Dance is a way for people to explain their research so it’s easier for people to understand and more engaging.

El-Khoury originally launched her piece in 2021, and knew she’d have to recreate it to film for the Dance Your Ph.D contest. Despite the timing falling during final exams in December, El-Khoury was able to get all but two of the original dancers back for the re-shoot. 

She also had to dance in the piece herself for the first time – a requirement of the contest. El-Khoury said that performing in the piece herself gave her a greater appreciation for the skill of the dancers in conveying her message. 

“It was really fun to get to actually be in it and get to dance it with everyone,” she said. “I was only on the outside of it before. It feels a little bit different on the inside of it.” 

The award comes with a cash prize, but, for El-Khoury, the added exposure for her dance piece and research has been the biggest benefit. 

The video, shared in a science.org article, now has over 5,000 views. 

“Most of what I create is intended for a live audience, so it’s a little bit different to realize that this has such a far-reaching impact when I’m carrying it through film,” El-Khoury said. 

“Force of Flows” features a narration about stream bank erosion and its consequences for the first few minutes, and continues with the dancers moving in sync to demonstrate the process and its impact. 

For El-Khoury, winning the award is further validation of the piece’s ability to express her research, and the dancers’ strong performance. 
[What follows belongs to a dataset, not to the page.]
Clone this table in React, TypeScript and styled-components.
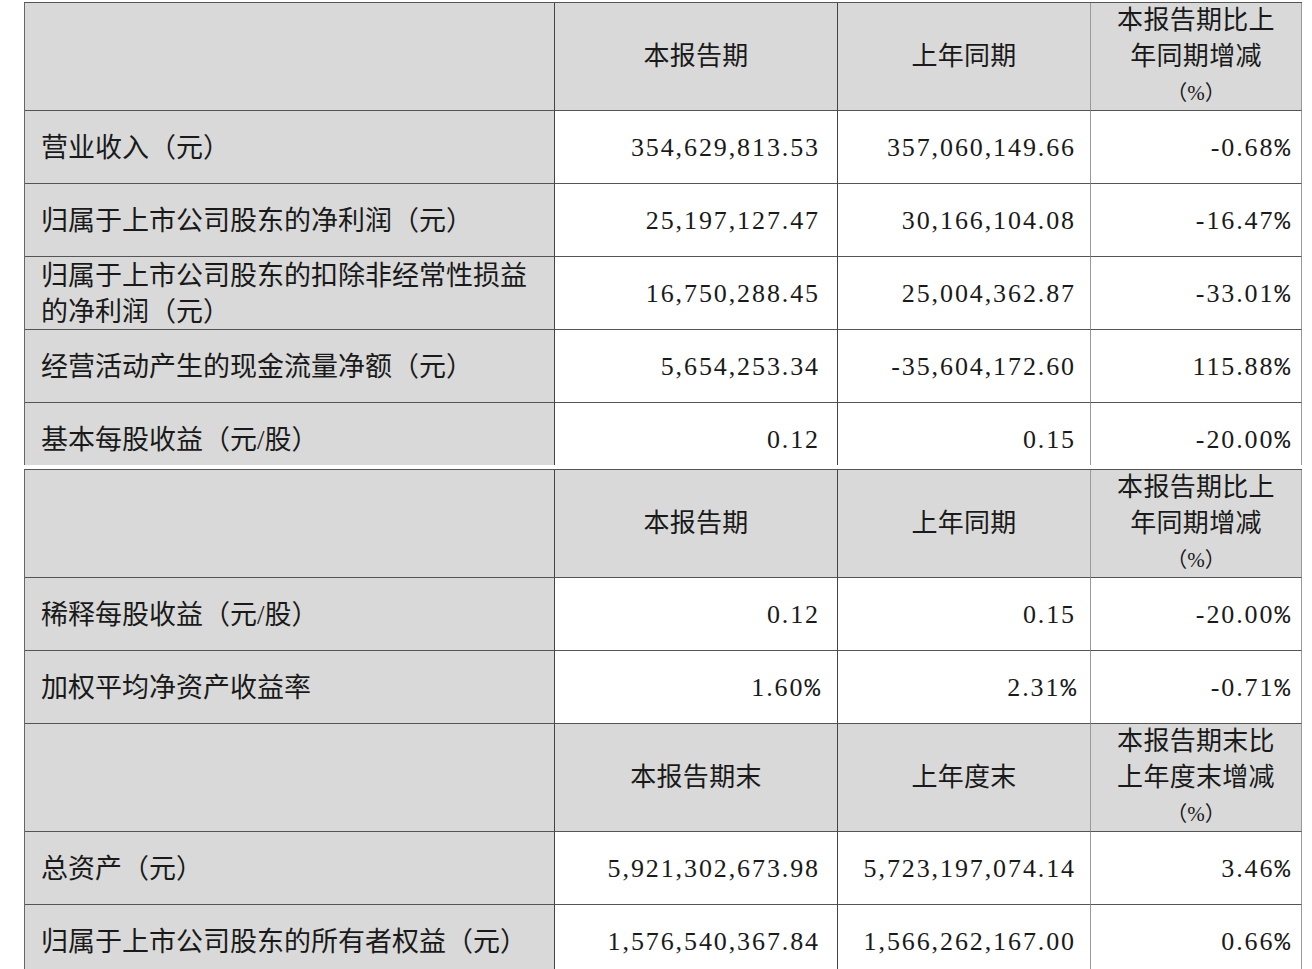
import React from 'react';
import styled, { createGlobalStyle } from 'styled-components';

const GlobalStyle = createGlobalStyle`
    html, body {
        margin: 0;
        padding: 0;
        background: #ffffff;
    }
    body {
        font-family: "Liberation Serif", "Noto Sans CJK SC", serif;
        color: #1a1a1a;
    }
`

const Page = styled.div`
    padding: 2px 10px 0 24px;
    width: 1278px;
`

const Clip = styled.div<{ $height?: number }>`
    height: ${({ $height }) => ($height ? `${$height}px` : 'auto')};
    overflow: hidden;
    margin-bottom: 4px;
`

const Table = styled.div`
    border-top: 1px solid #555;
    border-left: 1px solid #666;
`

const Row = styled.div<{ $height: number }>`
    display: grid;
    grid-template-columns: 530px 283px 253px 211px;
    height: ${({ $height }) => $height}px;
`

const Cell = styled.div<{ $head?: boolean; $label?: boolean; $light?: boolean; $padRight?: number }>`
    background: ${({ $head, $label }) => ($head || $label ? '#d9d9d9' : '#ffffff')};
    border-bottom: 1px solid #555;
    border-right: 1px solid ${({ $light }) => ($light ? '#999' : '#444')};
    display: flex;
    flex-direction: column;
    justify-content: center;
    align-items: ${({ $head, $label }) => ($head ? 'center' : $label ? 'flex-start' : 'flex-end')};
    text-align: ${({ $head }) => ($head ? 'center' : 'left')};
    padding: ${({ $head, $padRight }) => ($head ? '0 8px' : `0 ${$padRight ?? 16}px 0 16px`)};
    font-size: 26px;
    line-height: 34px;
    box-sizing: border-box;
    overflow: hidden;
`

const Label = styled.span`
    font-size: 27px;
    white-space: nowrap;
    padding-top: 2px;
`

const HeadLine = styled.span<{ $small?: boolean }>`
    display: block;
    line-height: 36px;
    font-size: ${({ $small }) => ($small ? '21px' : '26px')};
    letter-spacing: ${({ $small }) => ($small ? '0' : '0.3px')};
`

const Num = styled.span`
    letter-spacing: 1.9px;
    white-space: nowrap;
    padding-top: 2px;
`

const Percent = styled.span`
    font-family: "Liberation Mono", monospace;
    letter-spacing: 0;
`

type DataRow = { label: string[]; values: [string, string, string] };

type Section = {
    head: [string[], string[], string[]];
    rows: DataRow[];
};

const sectionOne: Section = {
    head: [['本报告期'], ['上年同期'], ['本报告期比上', '年同期增减', '（%）']],
    rows: [
        { label: ['营业收入（元）'], values: ['354,629,813.53', '357,060,149.66', '-0.68%'] },
        { label: ['归属于上市公司股东的净利润（元）'], values: ['25,197,127.47', '30,166,104.08', '-16.47%'] },
        {
            label: ['归属于上市公司股东的扣除非经常性损益', '的净利润（元）'],
            values: ['16,750,288.45', '25,004,362.87', '-33.01%'],
        },
        { label: ['经营活动产生的现金流量净额（元）'], values: ['5,654,253.34', '-35,604,172.60', '115.88%'] },
        { label: ['基本每股收益（元/股）'], values: ['0.12', '0.15', '-20.00%'] },
    ],
}

const sectionTwo: Section = {
    head: [['本报告期'], ['上年同期'], ['本报告期比上', '年同期增减', '（%）']],
    rows: [
        { label: ['稀释每股收益（元/股）'], values: ['0.12', '0.15', '-20.00%'] },
        { label: ['加权平均净资产收益率'], values: ['1.60%', '2.31%', '-0.71%'] },
    ],
}

const sectionThree: Section = {
    head: [['本报告期末'], ['上年度末'], ['本报告期末比', '上年度末增减', '（%）']],
    rows: [
        { label: ['总资产（元）'], values: ['5,921,302,673.98', '5,723,197,074.14', '3.46%'] },
        { label: ['归属于上市公司股东的所有者权益（元）'], values: ['1,576,540,367.84', '1,566,262,167.00', '0.66%'] },
    ],
}

const rightPads = [17, 14, 11];

const Value = ({ text }: { text: string }) => {
    const isPercent = text.endsWith('%');
    const body = isPercent ? text.slice(0, -1) : text;
    return (
        <Num>
            {body}
            {isPercent && <Percent>%</Percent>}
        </Num>
    );
};

const HeadRow = ({ head }: { head: Section['head'] }) => (
    <Row $height={108}>
        <Cell $head />
        {head.map((lines, i) => (
            <Cell $head key={i} $light={i >= 1}>
                {lines.map((line) => (
                    <HeadLine key={line} $small={line === '（%）'}>{line}</HeadLine>
                ))}
            </Cell>
        ))}
    </Row>
)

const BodyRow = ({ row }: { row: DataRow }) => (
    <Row $height={73}>
        <Cell $label>
            {row.label.map((line) => (
                <Label key={line}>{line}</Label>
            ))}
        </Cell>
        {row.values.map((v, i) => (
            <Cell key={i} $light={i >= 1} $padRight={rightPads[i]}>
                <Value text={v} />
            </Cell>
        ))}
    </Row>
)

const Block = ({ section }: { section: Section }) => (
    <>
        <HeadRow head={section.head} />
        {section.rows.map((row) => (
            <BodyRow key={row.label.join('')} row={row} />
        ))}
    </>
)

const App = () => {
    return (
        <Page>
            <GlobalStyle />
            <Clip $height={463}>
                <Table>
                    <Block section={sectionOne} />
                </Table>
            </Clip>
            <Table>
                <Block section={sectionTwo} />
                <Block section={sectionThree} />
            </Table>
        </Page>
    );
};

export default App;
“It feels incredible,” she said. “I hoped that it would be picked, but I didn’t want to assume that it would. When I was looking at previous winners, a lot of them had a very music video feel to it. And the way that I was approaching my piece was obviously very different. It was really based on dance. The entire second section of my piece has no words to it. It’s just dancing. So even the first time I created this piece, I was really worried about its ability to connect with people. Would people understand it? Would people relate to it? Would people like it? I think the fact that it did win confirmed that I was able to capture what they did live through this film version of it, which I think also just speaks to how we danced it.”
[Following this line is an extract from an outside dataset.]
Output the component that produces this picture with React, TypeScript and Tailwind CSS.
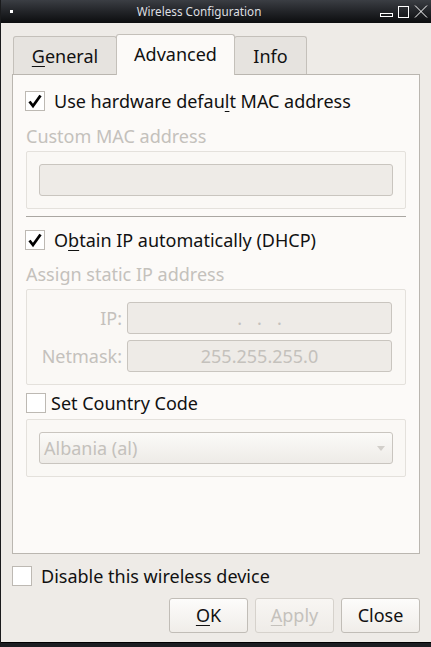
const font = "font-['Noto_Sans',sans-serif]";

const CheckMark = () => (
  <svg width="16" height="16" viewBox="0 0 16 16" className="block">
    <path d="M2.5 8.5 L6 13 L13.5 2.5" fill="none" stroke="#000" strokeWidth="2.8" strokeLinejoin="miter" />
  </svg>
);

const CheckBox = ({ checked }: { checked?: boolean }) => (
  <span className="flex h-[20px] w-[20px] shrink-0 items-center justify-center border border-[#bdb9b3] bg-white">
    {checked && <CheckMark />}
  </span>
);

const Field = ({ children, className = "" }: { children?: React.ReactNode; className?: string }) => (
  <div
    className={`flex h-[32px] items-center rounded-[3px] border border-[#c9c5bf] bg-[#eeebe7] text-[18px] text-[#c4c1bc] ${className}`}
  >
    {children}
  </div>
);

export default function App() {
  return (
    <div className={`flex h-[647px] w-[431px] flex-col overflow-hidden border-l border-[#1a1b1d] bg-[#eeebe7] ${font}`}>
      {/* title bar */}
      <div className="relative flex h-[23px] shrink-0 items-center justify-center bg-gradient-to-b from-[#3b3e44] to-[#0c0d0f] pr-[34px] text-[11.7px] text-[#dcdee0]">
        <span className="absolute left-[9px] top-[10px] h-[3px] w-[3px] bg-white" />
        <span>Wireless Configuration</span>
        <div className="absolute right-[3px] top-[5px] flex items-end gap-[5px]">
          <span className="mb-[1px] h-[4px] w-[13px] border border-white" />
          <span className="h-[12px] w-[11px] border-[1.5px] border-white" />
          <svg width="14" height="13" viewBox="0 0 14 13">
            <path d="M1 0.5 L13 12.5 M13 0.5 L1 12.5" stroke="#fff" strokeWidth="1" />
          </svg>
        </div>
      </div>

      <div className="flex flex-1 flex-col px-[11px]">
        {/* tabs */}
        <div className="mt-[11px] flex h-[40px] items-end pl-[1px] text-[18px] text-[#111]">
          <div className="-mr-px flex h-[38px] w-[104px] items-center justify-center rounded-t-[3px] border border-b-0 border-[#c4c0ba] bg-[#e6e3df] pt-[1px]">
            <span>
              <span className="underline decoration-1 underline-offset-[3px]">G</span>eneral
            </span>
          </div>
          <div className="relative z-10 -mb-px flex h-[41px] w-[119px] items-center justify-center rounded-t-[3px] border border-b-0 border-[#c4c0ba] bg-[#fcfaf8] pb-[2px]">
            Advanced
          </div>
          <div className="-ml-px flex h-[38px] w-[73px] items-center justify-center rounded-t-[3px] border border-b-0 border-[#c4c0ba] bg-[#e6e3df] pt-[1px]">
            Info
          </div>
        </div>

        {/* pane */}
        <div className="flex h-[480px] flex-col border border-[#bab6b0] bg-[#fcfaf8] px-[13px] text-[18px] text-[#111]">
          <div className="mt-[16px] flex items-center">
            <span className="-ml-px">
              <CheckBox checked />
            </span>
            <span className="ml-[9px] leading-[20px]">
              Use hardware defau<span className="underline decoration-1 underline-offset-[3px]">l</span>t MAC address
            </span>
          </div>
          <div className="mt-[14px] leading-[22px] text-[#c4c1bc]">Custom MAC address</div>
          <div className="mt-[4px] flex h-[58px] flex-col justify-center rounded-[2px] border border-[#e4e1dc] bg-[#faf8f5] px-[12px]">
            <Field />
          </div>
          <div className="mt-[7px] h-px bg-[#aaa7a2]" />
          <div className="mt-[13px] flex items-center">
            <span className="-ml-px">
              <CheckBox checked />
            </span>
            <span className="ml-[9px] leading-[20px]">
              O<span className="underline decoration-1 underline-offset-[3px]">b</span>tain IP automatically (DHCP)
            </span>
          </div>
          <div className="mt-[13px] leading-[22px] text-[#c4c1bc]">Assign static IP address</div>
          <div className="mt-[4px] flex h-[96px] flex-col justify-center gap-[6px] rounded-[2px] border border-[#e4e1dc] bg-[#faf8f5] pl-[12px] pr-[13px]">
            <div className="flex items-center">
              <span className="w-[83px] text-right text-[#c4c1bc]">IP:</span>
              <Field className="ml-[5px] flex-1 justify-center tracking-[15px]">
                <span className="pl-[15px]">...</span>
              </Field>
            </div>
            <div className="flex items-center">
              <span className="w-[83px] text-right text-[#c4c1bc]">Netmask:</span>
              <Field className="ml-[5px] flex-1 justify-center">255.255.255.0</Field>
            </div>
          </div>
          <div className="mt-[8px] flex items-center">
            <CheckBox />
            <span className="ml-[5px] leading-[20px]">Set Country Code</span>
          </div>
          <div className="mt-[6px] flex h-[58px] flex-col justify-center rounded-[2px] border border-[#e4e1dc] bg-[#faf8f5] px-[12px]">
            <div className="flex h-[32px] items-center justify-between rounded-[3px] border border-[#c9c5bf] bg-gradient-to-b from-[#fbfaf8] to-[#eeebe7] pl-[4px] pr-[7px] text-[#c4c1bc]">
              <span>Albania (al)</span>
              <svg width="8" height="5" viewBox="0 0 8 5">
                <path d="M0 0 H8 L4 5 Z" fill="#d2cfca" />
              </svg>
            </div>
          </div>
        </div>

        {/* bottom */}
        <div className="mt-[11px] flex items-center text-[18px] text-[#111]">
          <CheckBox />
          <span className="ml-[9px] leading-[22px]">Disable this wireless device</span>
        </div>
        <div className="mt-[11px] flex justify-end gap-[7px] text-[18px]">
          <button className="flex h-[35px] w-[79px] items-center justify-center rounded-[3px] border border-[#c1bdb7] bg-gradient-to-b from-[#fdfcfb] to-[#f0ede9] text-[#111]">
            <span className="underline decoration-1 underline-offset-[3px]">O</span>K
          </button>
          <button className="flex h-[35px] w-[79px] items-center justify-center rounded-[3px] border border-[#d6d2cc] bg-gradient-to-b from-[#f8f6f3] to-[#efece8] text-[#c4c1bc]">
            <span className="underline decoration-1 underline-offset-[3px]">A</span>pply
          </button>
          <button className="flex h-[35px] w-[79px] items-center justify-center rounded-[3px] border border-[#c1bdb7] bg-gradient-to-b from-[#fdfcfb] to-[#f0ede9] text-[#111]">
            Close
          </button>
        </div>
      </div>
      <div className="h-[5px] shrink-0 border-t border-[#000] bg-[#1c1e22]" />
    </div>
  );
}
The intersection of STEM disciplines and art has been a continued focus at NC State and at university’s around the nation. At Arts NC State’s “Arts and Your Major” series last fall, El-Khoury led a session about using dance to explain STEM research. 

El-Khoury hopes to see this emphasis continue as a way to make STEM research and the meaning behind it more accessible and understandable. 
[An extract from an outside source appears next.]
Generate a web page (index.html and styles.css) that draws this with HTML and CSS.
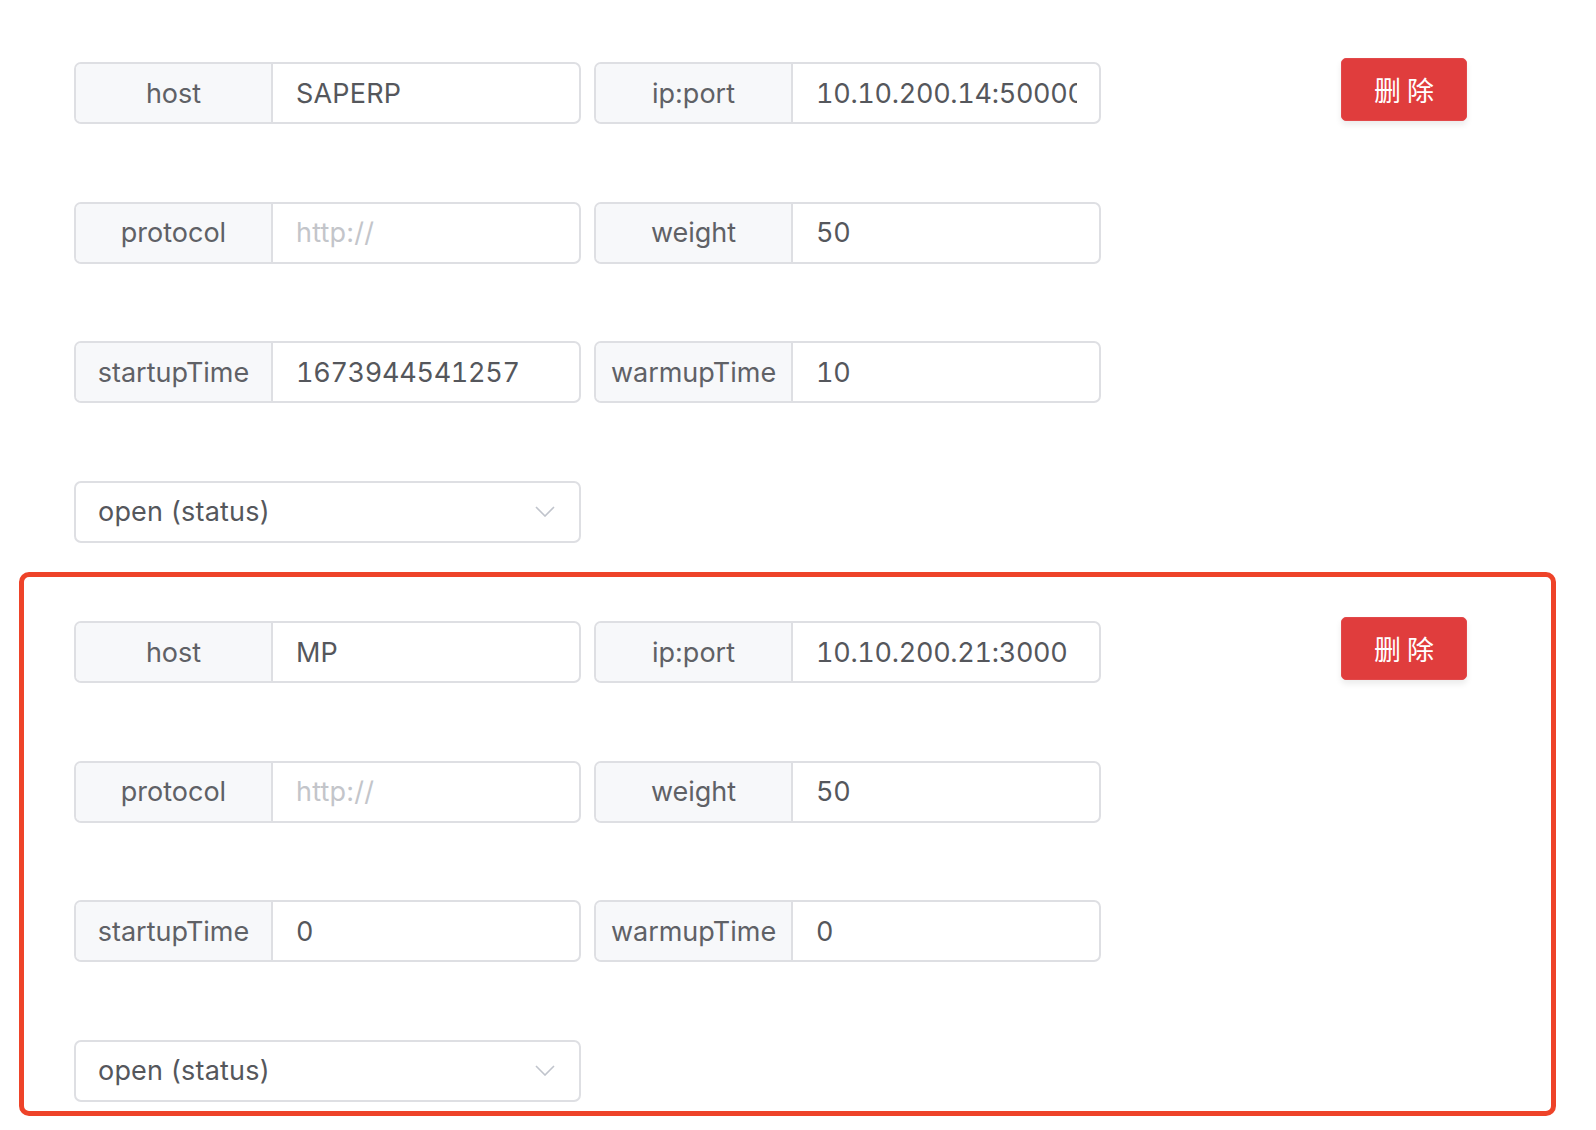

In the upcoming fall semester, she will teach a class she created with the Data Science Academy called “Data for Dancers (DSC 295). The course is an introduction to the principles of communicating data through dance. Students will break down data from research or an area of interest to focus on the “why” and “so what”, and communicate their findings to an audience through movement and choreographic devices. Students will create and perform a duet or small group movement study based on their data investigation of interest.

“It brings this human element to it, especially when it’s research about these themes,” El-Khoury said. “It allows us to have an emotional component to our research, which we don’t normally have when we’re just talking about our research or presenting it at a conference. So, for me, I think it’s really important to use art as a way to share the research that we’re doing.”